NRC (Noise Reduction Coefficient) is a single number index used to rate the absorptive efficiency of materials (acoustic ceiling tiles, baffles and banners, office screens, acoustic wall panels etc.) that may be used to address & hopefully solve the anticipated noise build up. The absorptive coefficients of various materials and assemblies are determined through the use of a standardized ASTM testing procedure (ASTM C423) in reverberation rooms of accredited acoustical laboratories & using samples of materials and specific mounting methods.

After the material and mounting method has been tested and results tabulated, an NRC rating is calculated. The NRC rating is an average of how absorptive the material is for the mid-frequencies of sound (250, 500, 1000 & 2000 Hz) and expressed as a decimal rounded to the nearest 5%. Since the frequency range – therefore hearing range – of audible sound is 16Hz to 16,000 Hz or higher, the NRC testing procedure and the NRC number provides no information as to how absorptive a material is in the low (below 250 Hz) or high frequencies (above 2000 Hz) that might be generated by music, mechanical equipment or other non tested frequencies. Examples: a typical sound system will generate sound ranging from 16 Hz to 18000 Hz: a tuba 50 Hz to 500 Hz: a drum 70 Hz to 200 Hz (remember this drum as you read on): a piano 32 Hz to 4000 Hz: normal speech from 125 Hz to 8000 Hz. Note in these examples that none of the sound generated by a drum and only portions of the other common sounds will be absorbed by the medium.

The NRC rating can range from 0.00 (perfectly reflected) to 1.00 (perfectly absorbed). For example a material with an NRC of .90 will absorb 90% of the sound within the tested range of 250 to 2000 Hz that comes into contact with it and will reflect 10% of the sound back into the space.

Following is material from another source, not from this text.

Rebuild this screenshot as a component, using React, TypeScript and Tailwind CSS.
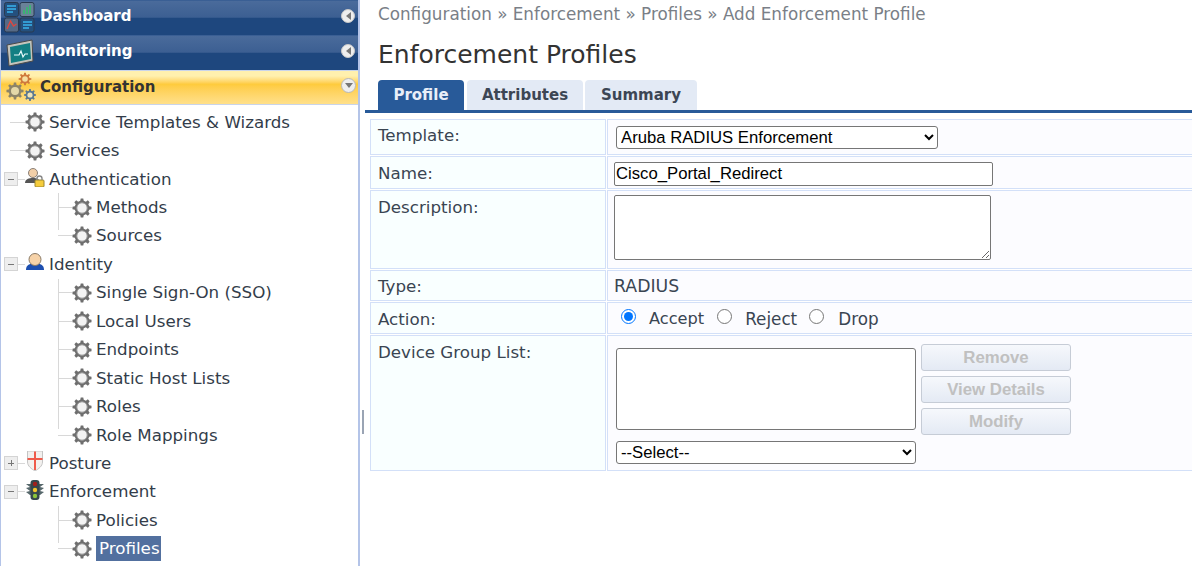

So what does NRC have to do with operable partitions? The primary function of an operable partition is to divide sight, sound and people and be aesthetically pleasing while doing so. Acoustically the partition is primarily designed to contain sound within a space (STC) but not to prevent the build up of the noise (NRC). But every once in awhile a specification will call for a partition to have an NRC rating in addition to an STC rating.

There are two ways to accomplish this: make the partition sound absorbent by perforating the steel skin thus allowing access to a sound absorbent core (provides an NRC rating but significantly lowers the STC rating) or attaching independent sound absorbent panels to the panel skins (provides an NRC rating, maintains the partition STC rating but increases the panel thickness and stack depth.) If you want details as to how these methods are accomplished please contact Moderco. But the big question is whether or not there is any advantage to having a partition with an NRC rating or should this be a separate issue or requirement & addressed by more conventional means?

  1. By perforating skins you will dramatically reduce the STC rating and thus allow the transfer of sound through the partition. Think about the drum! Does it make sense to drill      holes in a perfectly good STC 52 panel so that you reduce the STC to maybe 46 resulting in more of the drum noise travelling through the wall while the holes do absolutely nothing to reduce the noise build up in the source room? The only thing that has been accomplished is that more people will hear more of the drum. Materials with a high NRC will help to absorb some of the sound and stop it from reflecting back into the room. The same material and mounting system will have a low STC and allow a large amount of sound to pass through it and into the adjacent room.
  1. By adding sound absorbent panels to the partition skins you increase stack depth bay an average of 2”/panel thus using up valuable and often unavailable space.
  1. NRC ratings only take into account a mid range of frequencies and not all of the range of sounds that will occur in a typical meeting facility that uses operable partitions. Not all      sounds will be dissipated. Think about the drum!
  1. The perforated skins will require a special and more expensive acoustically transparent vinyl or fabric wall covering. It will not have the wear characteristic of conventional wall      coverings & will deteriorate quicker & require recovering sooner. And when the initial covering is applied, special care must be taken to ensure that adhesive does not block the perforated skins. During a recover it is unlikely that the same care will be taken any absorption capabilities will be lost.
  1. The only time that the partitions may have some NRC value is when extended. It is likely that the acoustical designer when determining the amount of absorption needed did so without taking into account the partitions but is concerned that the additional reflective surface of the partition may increase sound build up: thus the specified NRC feature. However it is reasonable to assume that when the partition is extended the room will be populated with people who are “sound absorbent” and by their movement & presence will reduce sound build up. But their presence will dramatically increase the possibility of sound transference through the partition thus making a high STC more desirable.
  1. The NRC rating, as it is with STC ratings, is based on laboratory tests under ideal conditions. The lab results will not be duplicated in the field.
  1. Read manufacturer’s test results. NRC is based only on absorptive characteristics at 250, 500, 1000 & 2000 Hz. If any other frequencies are noted then the test is suspect.
  1. Read the fine print. For example a carpet manufacturer may say his product provides an NRC of .80. What it may not say is that this rating was obtained by carpet installed over fiberglass. In this configuration it is the fiberglass not the carpet that acts as the primary sound absorber. Without the fiberglass the carpet alone will probably only achieve an NRC of .20.

Conclusion:

We believe that there are far better alternatives to solving noise build up within a space then perforating an operable partition panel and reduce it’s effectiveness in reducing sound transmission from one side to the other.